Characters 92-140: “and make himself our Treasure not our Terror.”

Alright, bringing it home! To be honest, this is actually the set of characters I find the most offensive. Know why? Because in some kind of gnostic Jonathan Edwards worshiping logic game, Piper thinks he has cracked the code. The reason God’s anger is the heart of the gospel is because God hardly cares about us at all in the first place. God cares about God.

God cares about what’s best for God, for getting God’s greatest glory, all that jazz, and yeah, if that happens to be good for the elect, then great! Some drugs have pleasurable side effects.

God took the initiative to blood-binge on Christ’s cross to get his greatest glory which happens to entail becoming our Treasure instead of our Terror (because he was already Jesus’s Terror while he slaughtered him and pretended it was us). Side effect! And the “good news,” here in the anatomy of a John Piper tweet, is basically that we got to escape the hurricane Katrina of God’s wrath in personal helicopters and SUV’s while Jesus and the non-elect drowned and starved to death, all to the praise of God’s glory.
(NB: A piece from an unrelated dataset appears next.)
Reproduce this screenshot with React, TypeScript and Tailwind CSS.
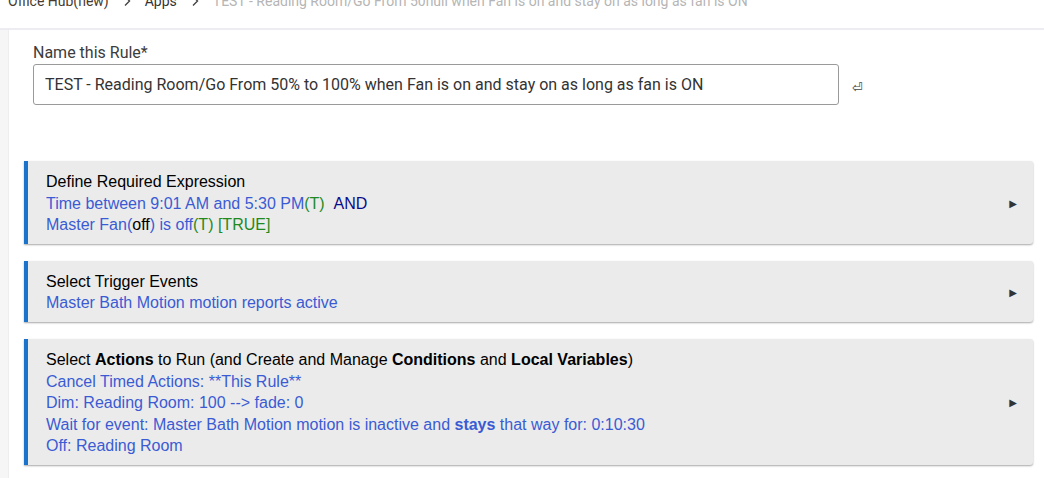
import { ReactNode } from "react";

const blue = "text-[#3a5bd4]";
const green = "text-[#1f8a1f]";

function Chevron() {
  return (
    <svg width="10" height="12" viewBox="0 0 10 12" className="shrink-0">
      <path d="M3 1.5 L7.5 6 L3 10.5" fill="none" stroke="#444" strokeWidth="1.4" />
    </svg>
  );
}

function RuleCard({ title, children }: { title: ReactNode; children: ReactNode }) {
  return (
    <div className="flex items-center bg-[#ebebeb] border-l-4 border-[#1b74c9] rounded-r-[3px] shadow-[0_1px_2px_rgba(0,0,0,0.35)] pl-[18px] pr-4 pt-[10px] pb-[8px]">
      <div className="flex-1 text-[16px] leading-[21.6px] font-['Liberation_Sans',Arial,sans-serif] text-black">
        <div>{title}</div>
        {children}
      </div>
      <span className="text-[10px] text-[#333] font-['DejaVu_Sans',sans-serif]">▶</span>
    </div>
  );
}

export default function App() {
  return (
    <div className="w-[1044px] h-[478px] overflow-hidden bg-white font-['Roboto',sans-serif]">
      <div className="h-[30px] border-b-2 border-[#ececf1] overflow-hidden">
        <div className="flex items-center pl-[8px] -mt-[9px] text-[14px] leading-[20px]">
          <span className="text-[#4a3a2e]">Office Hub(new)</span>
          <span className="mx-[13px]"><Chevron /></span>
          <span className="text-[#333]">Apps</span>
          <span className="mx-[13px]"><Chevron /></span>
          <span className="text-[#b5b5b5]">TEST - Reading Room/Go From 50null when Fan is on and stay on as long as fan is ON</span>
        </div>
      </div>
      <div className="flex h-[448px]">
        <div className="w-[9px] bg-[#f6f6f6] border-r border-[#eeeeee]" />
        <div className="flex-1 pr-[11px]">
          <div className="pl-[24px] pt-[13px]">
            <div className="text-[16px] leading-[20px] text-[#3c3c3c]">Name this Rule*</div>
            <div className="flex items-center mt-[1px]">
              <div className="w-[806px] h-[41px] border border-[#9a9a9a] rounded-[3px] flex items-center px-[11px] text-[16px] text-[#333]">
                TEST - Reading Room/Go From 50% to 100% when Fan is on and stay on as long as fan is ON
              </div>
              <span className="ml-[13px] mt-[7px] text-[13px] text-[#444] font-['DejaVu_Sans',sans-serif]">⏎</span>
            </div>
          </div>
          <div className="pl-[15px] mt-[56px] flex flex-col gap-[17px]">
            <RuleCard title="Define Required Expression">
              <div className={blue}>
                Time between 9:01 AM and 5:30 PM<span className={green}>(T)</span>{"  "}
                <span className="text-[#0b0b8a]">&nbsp;AND</span>
              </div>
              <div className={blue}>
                Master Fan(<span className="text-black">off</span>) is off<span className={green}>(T) [TRUE]</span>
              </div>
            </RuleCard>
            <RuleCard title="Select Trigger Events">
              <div className={blue}>Master Bath Motion motion reports active</div>
            </RuleCard>
            <RuleCard
              title={
                <>
                  Select <b>Actions</b> to Run (and Create and Manage <b>Conditions</b> and <b>Local Variables</b>)
                </>
              }
            >
              <div className={blue}>Cancel Timed Actions: **This Rule**</div>
              <div className={blue}>Dim: Reading Room: 100 --&gt; fade: 0</div>
              <div className={blue}>
                Wait for event: Master Bath Motion motion is inactive and <b>stays</b> that way for: 0:10:30
              </div>
              <div className={blue}>Off: Reading Room</div>
            </RuleCard>
          </div>
        </div>
      </div>
    </div>
  );
}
Good news? Sounds more like senseless privilege leading to survivor’s guilt.

John is right to leave out love. There’s no authentic love in his wrath-satisfaction scheme, and even though Piper and the neo-Calvinists would surely pay lip service to love, there’s really none to be found in their gospel at all. That’s a strong statement. But is the preceding love of God in Christ – leading to the self-emptying kenosis that settles our debt to sin and sets the world right again, involving every Person of the Godhead on a unified rescue mission motivated by that great love (because GOD IS LOVE) – anywhere to be found in this tweet, or this theological scheme?

After being a part of the neo-Calvinist world for several years, I was left asking, just like I am with this grand Piperian tweet: Where is the love?

And how can I find a gospel where God looks just like Jesus, and love really is at the heart of it all?